[Dataset records]
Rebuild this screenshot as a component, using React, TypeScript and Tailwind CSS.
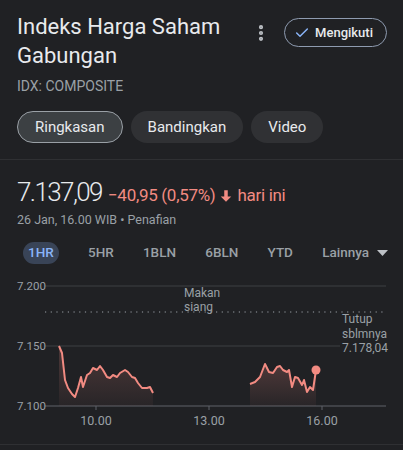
import { MoreVertical, Check } from "lucide-react";

const seg1: [number, number][] = [
  [59, 346], [62, 353], [65, 380], [68, 388], [72, 394], [75, 397], [78, 388], [81, 377],
  [83, 387], [87, 375], [90, 373], [93, 368], [97, 370], [100, 366], [103, 370], [107, 377],
  [110, 378], [113, 375], [117, 377], [120, 373], [125, 370], [128, 372], [132, 377],
  [135, 378], [138, 383], [142, 388], [147, 388], [150, 387], [153, 393],
];

const seg2: [number, number][] = [
  [250, 384], [255, 382], [260, 377], [265, 364], [269, 372], [273, 373], [277, 367],
  [280, 366], [283, 370], [287, 372], [289, 370], [292, 387], [295, 377], [298, 378],
  [302, 385], [304, 380], [307, 392], [310, 387], [313, 390], [316, 370],
];

// chart svg starts at page y=272
const OFF = 272;

const toLine = (pts: [number, number][]) =>
  pts.map(([x, y], i) => `${i ? "L" : "M"}${x} ${y - OFF}`).join(" ");

const toArea = (pts: [number, number][]) =>
  `${toLine(pts)} L${pts[pts.length - 1][0]} ${406 - OFF} L${pts[0][0]} ${406 - OFF} Z`;

const ranges = ["5HR", "1BLN", "6BLN", "YTD"];

function Chart() {
  const gray = "#9aa0a6";
  const font = "Roboto, 'Liberation Sans', sans-serif";
  return (
    <svg width="403" height="172" viewBox="0 0 403 172" className="block">
      <defs>
        <linearGradient id="fill" x1="0" y1="0" x2="0" y2="1">
          <stop offset="0%" stopColor="#f28b82" stopOpacity="0.22" />
          <stop offset="100%" stopColor="#f28b82" stopOpacity="0.04" />
        </linearGradient>
      </defs>
      {/* grid */}
      <line x1="45" x2="386" y1={286 - OFF} y2={286 - OFF} stroke="#3c4043" strokeWidth="1" />
      <line x1="45" x2="340" y1={346 - OFF} y2={346 - OFF} stroke="#3c4043" strokeWidth="1" />
      <line x1="45" x2="386" y1={406 - OFF} y2={406 - OFF} stroke="#5f6368" strokeWidth="1" />
      <line x1="45" x2="386" y1={312 - OFF} y2={312 - OFF} stroke="#9aa0a6" strokeWidth="1.2" strokeDasharray="1.2 4.5" />
      {[96, 209, 322].map((x) => (
        <line key={x} x1={x} x2={x} y1={406 - OFF} y2={410 - OFF} stroke="#5f6368" />
      ))}
      <g fontFamily={font} fontSize="11.5" fill={gray}>
        <text x="17" y={290 - OFF}>7.200</text>
        <text x="17" y={350 - OFF}>7.150</text>
        <text x="17" y={410 - OFF}>7.100</text>
        <text x="96" y={425 - OFF} textAnchor="middle" fontSize="12.5">10.00</text>
        <text x="209" y={425 - OFF} textAnchor="middle" fontSize="12.5">13.00</text>
        <text x="322" y={425 - OFF} textAnchor="middle" fontSize="12.5">16.00</text>
        <text x="184" y={297 - OFF} fontSize="12">Makan</text>
        <text x="184" y={311 - OFF} fontSize="12">siang</text>
        <text x="342" y={323 - OFF} fontSize="12">Tutup</text>
        <text x="342" y={338 - OFF} fontSize="12">sblmnya</text>
        <text x="342" y={352 - OFF} fontSize="12">7.178,04</text>
      </g>
      <path d={toArea(seg1)} fill="url(#fill)" />
      <path d={toArea(seg2)} fill="url(#fill)" />
      <path d={toLine(seg1)} fill="none" stroke="#f28b82" strokeWidth="2" strokeLinejoin="round" />
      <path d={toLine(seg2)} fill="none" stroke="#f28b82" strokeWidth="2" strokeLinejoin="round" />
      <circle cx="316" cy={370 - OFF} r="4.5" fill="#f28b82" />
    </svg>
  );
}

export default function App() {
  return (
    <div className="w-[403px] h-[450px] overflow-hidden bg-[#202124] text-[#e8eaed] font-['Roboto','Liberation_Sans',sans-serif]">
      {/* header */}
      <div className="px-[17px] pt-[12px]">
        <div className="flex items-start justify-between">
          <h1 className="text-[22px] leading-[29px] font-normal text-[#e8eaed]">
            Indeks Harga Saham
            <br />
            Gabungan
          </h1>
          <div className="flex items-center pt-[6px] -mr-px">
            <MoreVertical size={20} strokeWidth={3} className="text-[#bdc1c6] mr-[13px]" />
            <button className="flex items-center gap-[5px] h-[29px] rounded-full border border-[#8e9bb0] pl-[9px] pr-[13px] text-[13px] font-medium text-[#e8eaed]">
              <Check size={16} strokeWidth={2.2} className="text-[#8ab4f8]" />
              Mengikuti
            </button>
          </div>
        </div>
        <div className="mt-[6px] text-[14px] leading-[20px] text-[#9aa0a6]">IDX: COMPOSITE</div>
        <div className="mt-[15px] flex gap-[8px]">
          <span className="h-[32px] flex items-center px-[17px] rounded-full bg-[#3c4043] border border-[#9aa0a6] text-[15px] text-[#e8eaed]">
            Ringkasan
          </span>
          <span className="h-[32px] flex items-center px-[17px] rounded-full bg-[#303134] text-[15px] text-[#e8eaed]">
            Bandingkan
          </span>
          <span className="h-[32px] flex items-center px-[17px] rounded-full bg-[#303134] text-[15px] text-[#e8eaed]">
            Video
          </span>
        </div>
      </div>
      <div className="mt-[16px] h-px bg-[#2f3033]" />

      {/* price */}
      <div className="px-[17px] pt-[17px]">
        <div className="flex items-baseline gap-[6px]">
          <span className="text-[26px] leading-[30px] font-light tracking-[-1.6px] text-[#e8eaed]">7.137,09</span>
          <span className="flex items-baseline text-[17px] tracking-[-0.3px] text-[#f28b82]">
            −40,95 (0,57%)
            <svg width="14" height="14" viewBox="0 0 24 24" className="mx-[4px] self-center">
              <path d="M12 22 3 13h6V2h6v11h6z" fill="#f28b82" />
            </svg>
            hari ini
          </span>
        </div>
        <div className="mt-[2px] text-[12.5px] leading-[17px] text-[#9aa0a6]">
          26 Jan, 16.00 WIB • Penafian
        </div>
      </div>

      {/* range tabs */}
      <div className="mt-[14px] flex items-center justify-between pl-[23px] pr-[15px] text-[13.5px] font-medium text-[#9aa0a6]">
        <span className="h-[22px] flex items-center px-[5px] rounded-full bg-[#394457] text-[#8ab4f8]">1HR</span>
        {ranges.map((r) => (
          <span key={r}>{r}</span>
        ))}
        <span className="flex items-center gap-[8px]">
          Lainnya
          <svg width="11" height="6" viewBox="0 0 11 6">
            <path d="M0 0h11L5.5 6z" fill="#bdc1c6" />
          </svg>
        </span>
      </div>

      <div className="mt-[8px]">
        <Chart />
      </div>
      <div className="h-px bg-[#2f3033]" />
    </div>
  );
}
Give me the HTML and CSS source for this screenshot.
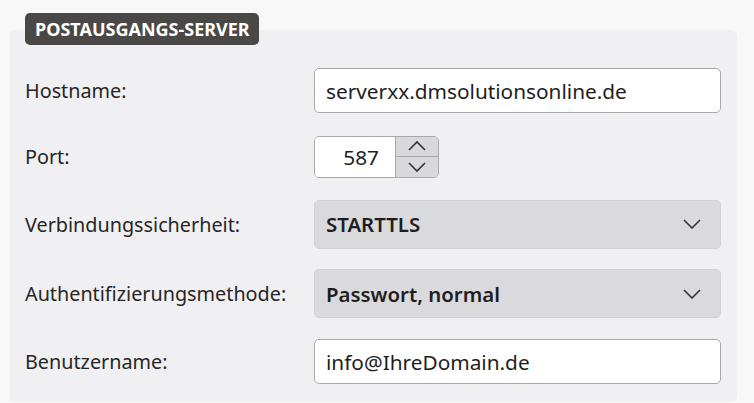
FILE: index.html
```html
<!DOCTYPE html>
<html lang="de">
<head>
  <meta charset="UTF-8">
  <title>Postausgangs-Server</title>
  <link rel="stylesheet" href="styles.css">
</head>
<body>
  <div class="group">
    <div class="badge">POSTAUSGANGS-SERVER</div>
    <div class="panel">
      <div class="row">
        <label>Hostname:</label>
        <div class="field text">serverxx.dmsolutionsonline.de</div>
      </div>
      <div class="row">
        <label>Port:</label>
        <div class="spinner">
          <div class="num">587</div>
          <div class="arrows">
            <div class="arrow">
              <svg width="20" height="12" viewBox="0 0 20 12"><path d="M2 10 L10 2 L18 10" fill="none" stroke="#333" stroke-width="1.6"/></svg>
            </div>
            <div class="arrow">
              <svg width="20" height="12" viewBox="0 0 20 12"><path d="M2 2 L10 10 L18 2" fill="none" stroke="#333" stroke-width="1.6"/></svg>
            </div>
          </div>
        </div>
      </div>
      <div class="row">
        <label>Verbindungssicherheit:</label>
        <div class="field select">
          <span>STARTTLS</span>
          <svg width="18" height="10" viewBox="0 0 18 10"><path d="M1 1 L9 9 L17 1" fill="none" stroke="#333" stroke-width="1.6"/></svg>
        </div>
      </div>
      <div class="row">
        <label>Authentifizierungsmethode:</label>
        <div class="field select">
          <span>Passwort, normal</span>
          <svg width="18" height="10" viewBox="0 0 18 10"><path d="M1 1 L9 9 L17 1" fill="none" stroke="#333" stroke-width="1.6"/></svg>
        </div>
      </div>
      <div class="row">
        <label>Benutzername:</label>
        <div class="field text">info@IhreDomain.de</div>
      </div>
    </div>
  </div>
</body>
</html>
```

FILE: styles.css
```css
body {
  margin: 0;
  background: #f8f8f9;
  font-family: "Noto Sans", "Open Sans", sans-serif;
  color: #1e1e1e;
}
.group {
  position: relative;
  padding: 30px 17px 0 10px;
}
.badge {
  position: absolute;
  left: 25px;
  top: 13px;
  height: 32px;
  padding: 0 9px 0 10px;
  background: #4a4846;
  color: #fff;
  border-radius: 5px;
  font-size: 18px;
  font-weight: 700;
  line-height: 32px;
}
.panel {
  background: #f0f0f2;
  border-radius: 6px;
  padding: 38px 16px 18px 15px;
  height: 316px;
  display: flex;
  flex-direction: column;
  gap: 21px;
}
.row {
  display: flex;
  align-items: center;
  min-height: 45px;
}
.row label {
  width: 289px;
  font-size: 19.8px;
  color: #262626;
}
.field {
  width: 407px;
  height: 45px;
  box-sizing: border-box;
  border-radius: 5px;
  font-size: 20.8px;
  display: flex;
  align-items: center;
  padding: 0 11px;
}
.text {
  background: #fff;
  border: 1px solid #a9a9ab;
}
.select {
  height: 49px;
  background: #dadadc;
  border: 1px solid #d2d2d4;
  justify-content: space-between;
  font-weight: 600;
  font-size: 20.4px;
  padding-right: 19px;
}
.spinner {
  display: flex;
  height: 42px;
  width: 125px;
  box-sizing: border-box;
  border: 1px solid #a9a9ab;
  border-radius: 5px;
  overflow: hidden;
}
.num {
  width: 80px;
  background: #fff;
  font-size: 20.8px;
  display: flex;
  align-items: center;
  justify-content: flex-end;
  padding-right: 16px;
  box-sizing: border-box;
}
.arrows {
  flex: 1;
  display: flex;
  flex-direction: column;
  border-left: 1px solid #a9a9ab;
}
.arrow {
  flex: 1;
  background: #d9d9db;
  display: flex;
  align-items: center;
  justify-content: center;
}
.arrow + .arrow {
  border-top: 1px solid #a9a9ab;
}
```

What is being asked: Restate word for word only the lines from where the entries begin through the one with "pts.map(([x, y], i)"; omit the pictures.

Task result:
Rebuild this screenshot as a component, using React, TypeScript and Tailwind CSS.
import { MoreVertical, Check } from "lucide-react";

const seg1: [number, number][] = [
  [59, 346], [62, 353], [65, 380], [68, 388], [72, 394], [75, 397], [78, 388], [81, 377],
  [83, 387], [87, 375], [90, 373], [93, 368], [97, 370], [100, 366], [103, 370], [107, 377],
  [110, 378], [113, 375], [117, 377], [120, 373], [125, 370], [128, 372], [132, 377],
  [135, 378], [138, 383], [142, 388], [147, 388], [150, 387], [153, 393],
];

const seg2: [number, number][] = [
  [250, 384], [255, 382], [260, 377], [265, 364], [269, 372], [273, 373], [277, 367],
  [280, 366], [283, 370], [287, 372], [289, 370], [292, 387], [295, 377], [298, 378],
  [302, 385], [304, 380], [307, 392], [310, 387], [313, 390], [316, 370],
];

// chart svg starts at page y=272
const OFF = 272;

const toLine = (pts: [number, number][]) =>
  pts.map(([x, y], i) => `${i ? "L" : "M"}${x} ${y - OFF}`).join(" ");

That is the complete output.